Rates of Inflammatory Bowel Disease Down in Rural Areas
Rural living may have protective effect, Canadian study suggests
TUESDAY, Aug. 1, 2017 (HealthDay News) -- Children and teens from rural areas may be less likely to develop inflammatory bowel disease (IBD) than those in cities, according to a study published online July 25 in the American Journal of Gastroenterology.
Eric I. Benchimol, M.D., Ph.D., a pediatric gastroenterologist at the Children's Hospital of Eastern Ontario in Ottawa, Canada, and colleagues analyzed data for 45,567 Canadian IBD patients. The authors note that 6,662 were from rural homes and 38,905 were living in urban areas.
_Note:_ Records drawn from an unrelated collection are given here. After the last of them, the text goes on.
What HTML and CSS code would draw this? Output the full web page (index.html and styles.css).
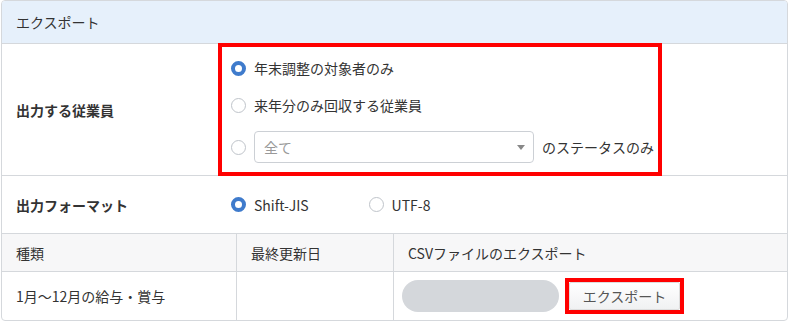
FILE: index.html
```html
<!DOCTYPE html>
<html lang="ja">
  <head>
    <meta charset="UTF-8" />
    <title>エクスポート</title>
    <link rel="stylesheet" href="styles.css">
  </head>
  <body>
    <div class="panel">
      <div class="panel-head">エクスポート</div>

      <div class="form-row row-employees">
        <div class="form-label">出力する従業員</div>
        <div class="highlight options">
          <label class="option"><span class="radio checked"></span>年末調整の対象者のみ</label>
          <label class="option"><span class="radio"></span>来年分のみ回収する従業員</label>
          <label class="option">
            <span class="radio"></span>
            <span class="select">全て<span class="caret"></span></span>
            <span class="suffix">のステータスのみ</span>
          </label>
        </div>
      </div>

      <div class="form-row row-format">
        <div class="form-label">出力フォーマット</div>
        <div class="format-options">
          <label class="option"><span class="radio checked"></span>Shift-JIS</label>
          <label class="option"><span class="radio"></span>UTF-8</label>
        </div>
      </div>

      <div class="export-table">
        <div class="th">種類</div>
        <div class="th">最終更新日</div>
        <div class="th">CSVファイルのエクスポート</div>
        <div class="td">1月〜12月の給与・賞与</div>
        <div class="td"></div>
        <div class="td action-cell">
          <span class="progress"></span>
          <span class="highlight btn-frame"><button class="btn">エクスポート</button></span>
        </div>
      </div>
    </div>
  </body>
</html>
```

FILE: styles.css
```css
/* CSS Styles */
body {
  margin: 0;
  font-family: "Noto Sans CJK JP", "Noto Sans", sans-serif;
  font-size: 14px;
  color: #333;
  background: #fff;
}

.panel {
  margin-left: 1px;
  width: 785px;
  height: 319px;
  border: 1px solid #d5d8dc;
  border-radius: 4px;
  overflow: hidden;
}

.panel-head {
  height: 42px;
  line-height: 42px;
  padding-left: 14px;
  background-color: #e6f0fb;
  border-bottom: 1px solid #d5d8dc;
}

.form-row {
  display: flex;
  align-items: center;
  border-bottom: 1px solid #d5d8dc;
}

.form-label {
  width: 202px;
  padding-left: 14px;
  font-weight: bold;
}

.row-employees {
  height: 131px;
}

.highlight {
  border: 4px solid #f00;
}

.options {
  box-sizing: border-box;
  width: 444px;
  height: 133px;
  margin: -1px 0;
  padding: 7px 0 0 9px;
  display: flex;
  flex-direction: column;
}

.option {
  display: flex;
  align-items: center;
  flex-shrink: 0;
  height: 28px;
  white-space: nowrap;
}

.options .option + .option {
  margin-top: 9px;
}

.options .option:last-child {
  height: 32px;
  margin-top: 12px;
}

.radio {
  box-sizing: border-box;
  width: 15px;
  height: 15px;
  margin-right: 8px;
  border: 1px solid #bfc4ca;
  border-radius: 50%;
  background: #fff;
}

.radio.checked {
  border: 4px solid #3f7bcc;
  background: #fff;
}

.select {
  position: relative;
  box-sizing: border-box;
  width: 280px;
  height: 32px;
  line-height: 30px;
  padding-left: 9px;
  border: 1px solid #ccd0d5;
  border-radius: 4px;
  color: #999;
}

.caret {
  position: absolute;
  right: 8px;
  top: 13px;
  border-left: 4px solid transparent;
  border-right: 4px solid transparent;
  border-top: 5px solid #888;
}

.suffix {
  margin-left: 8px;
}

.row-format {
  height: 57px;
}

.format-options {
  display: flex;
  padding-left: 13px;
}

.format-options .option {
  margin-right: 60px;
}

.export-table {
  display: grid;
  grid-template-columns: 235px 157px 1fr;
}

.th,
.td {
  display: flex;
  align-items: center;
  padding-left: 14px;
  border-right: 1px solid #d5d8dc;
}

.th:nth-child(3n),
.td:nth-child(3n) {
  border-right: none;
}

.th {
  height: 37px;
  background-color: #f7f7f8;
  border-bottom: 1px solid #d5d8dc;
}

.td {
  height: 48px;
}

.action-cell {
  padding-left: 8px;
}

.progress {
  width: 157px;
  height: 32px;
  border-radius: 16px;
  background-color: #d4d7db;
}

.btn-frame {
  display: inline-flex;
  margin-left: 6px;
}

.btn {
  width: 111px;
  height: 28px;
  border: 1px solid #ddd;
  border-radius: 2px;
  background: linear-gradient(#fff, #f0f1f2);
  font-family: inherit;
  font-size: 14px;
  color: #555;
  padding: 0;
}
```
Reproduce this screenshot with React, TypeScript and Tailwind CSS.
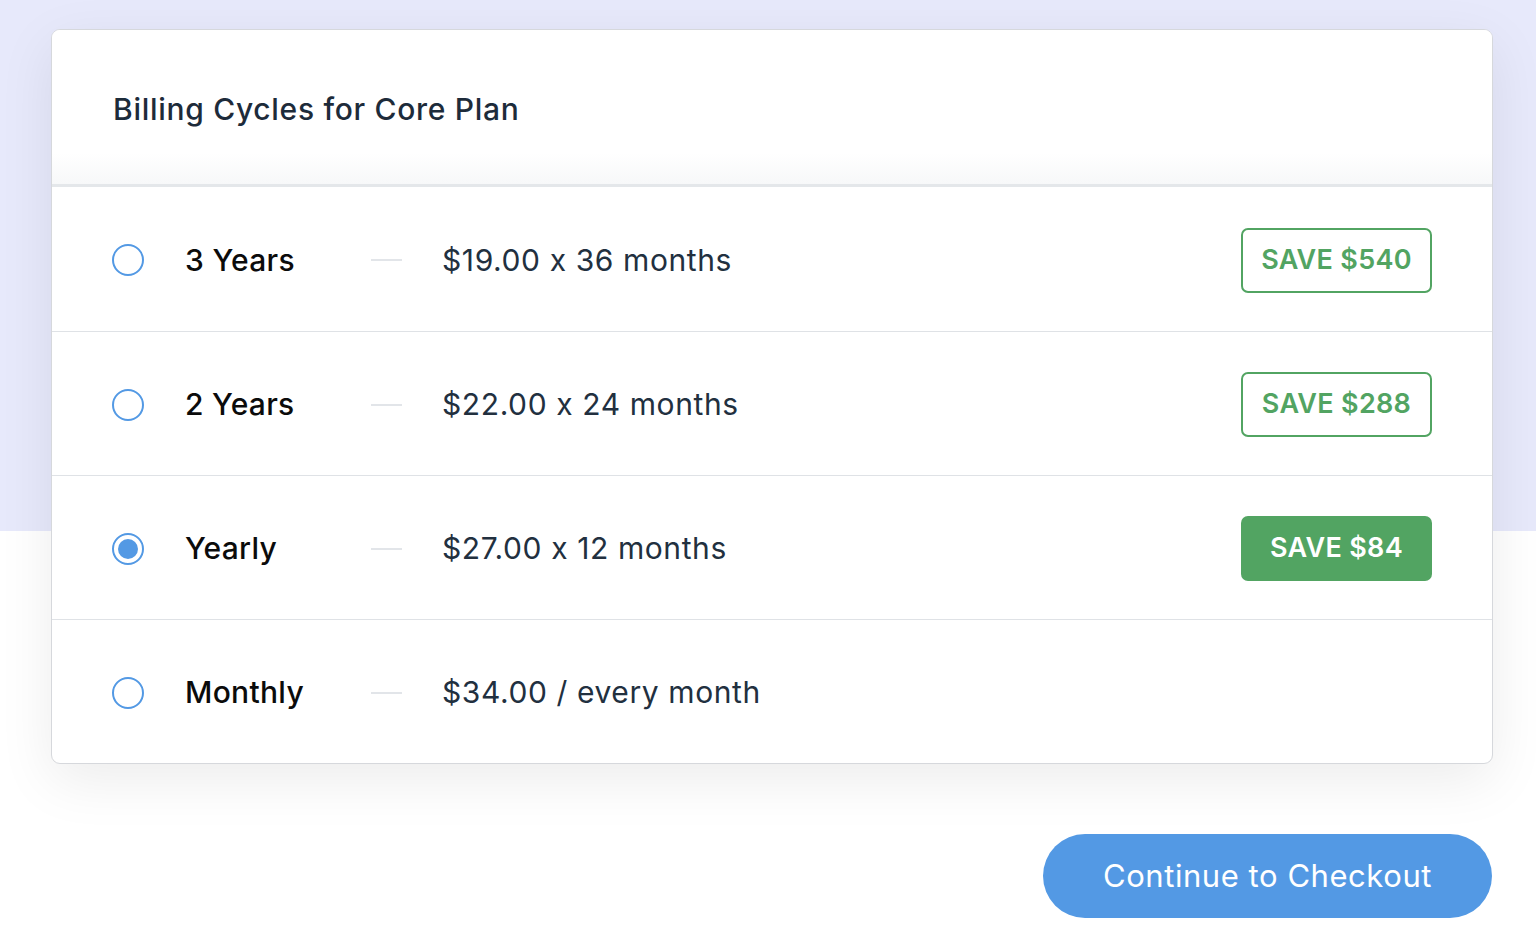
import React from "react";

type Row = { label: string; price: string; save?: string; selected?: boolean };

const rows: Row[] = [
  { label: "3 Years", price: "$19.00 x 36 months", save: "SAVE $540" },
  { label: "2 Years", price: "$22.00 x 24 months", save: "SAVE $288" },
  { label: "Yearly", price: "$27.00 x 12 months", save: "SAVE $84", selected: true },
  { label: "Monthly", price: "$34.00 / every month" },
];

function Radio({ selected }: { selected?: boolean }) {
  return (
    <div className="w-[32px] h-[32px] rounded-full border-2 border-[#5399e4] flex items-center justify-center shrink-0 bg-white">
      {selected && <div className="w-[20px] h-[20px] rounded-full bg-[#5399e4]" />}
    </div>
  );
}

export default function App() {
  return (
    <div
      className="relative w-[1536px] h-[948px] bg-white overflow-hidden"
      style={{ fontFamily: 'Inter, "Noto Sans", sans-serif' }}
    >
      <div className="absolute left-0 top-0 w-full h-[531px] bg-[#e7e9fb]" />
      <div className="relative flex flex-col pt-[29px] pl-[51px] w-[1493px]">
        <div className="w-[1442px] bg-white rounded-[9px] border border-[#d6d8dc] shadow-[0_16px_56px_rgba(0,0,0,0.08)] overflow-hidden">
          <div className="h-[154px] flex items-center pl-[61px] pt-[4px] bg-gradient-to-b from-white from-80% to-[#f7f8f9]">
            <span className="text-[30px] font-medium text-[#1d2b3a] tracking-[0.7px]">
              Billing Cycles for Core Plan
            </span>
          </div>
          <div className="h-[3px] bg-[#e4e7ea]" />
          {rows.map((r, i) => (
            <div
              key={r.label}
              className={`h-[144px] flex items-center pt-[2px] pl-[60px] pr-[60px] ${i > 0 ? "border-t border-[#dfe2e6]" : ""}`}
            >
              <Radio selected={r.selected} />
              <span className="ml-[41px] w-[186px] text-[30px] font-medium text-[#0b0b0b] tracking-[0.3px]">{r.label}</span>
              <div className="w-[31px] h-[2px] bg-[#e2e5e9]" />
              <span className="ml-[40px] text-[30px] text-[#22303f] flex-1 tracking-[0.6px]">{r.price}</span>
              {r.save &&
                (r.selected ? (
                  <div className="w-[191px] h-[65px] rounded-[7px] bg-[#52a462] flex items-center justify-center text-[27px] font-semibold text-white tracking-[0.3px]">
                    {r.save}
                  </div>
                ) : (
                  <div className="w-[191px] h-[65px] rounded-[7px] border-2 border-[#52a462] bg-white flex items-center justify-center text-[27px] font-semibold text-[#52a462] tracking-[0.3px]">
                    {r.save}
                  </div>
                ))}
            </div>
          ))}
        </div>
        <div className="flex justify-end mt-[70px] pr-[1px]">
          <button className="w-[449px] h-[84px] rounded-full bg-[#5399e4] text-white text-[31px] flex items-center justify-center tracking-[0.55px]">
            Continue to Checkout
          </button>
        </div>
      </div>
    </div>
  );
}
The researchers found that the incidence of IBD was 33.16 and 30.72 per 100,000 in urban and rural residents, respectively (incident rate ratio, 0.90). The protective association was found to be strongest in children younger than 10 years (incident rate ratio, 0.58) and those 10 to 17.9 years (incident rate ratio, 0.72). This protective effect was particularly strong for children raised in a rural household in the first five years of life (incident rate ratio, 0.75 to 0.78).
"The findings also strengthen our understanding that environmental risk factors that predispose people to IBD may have a stronger effect in children than adults," Benchimol said in a hospital news release. "This new study demonstrates the importance of early life exposure in altering the risk of IBD, and that needs further study."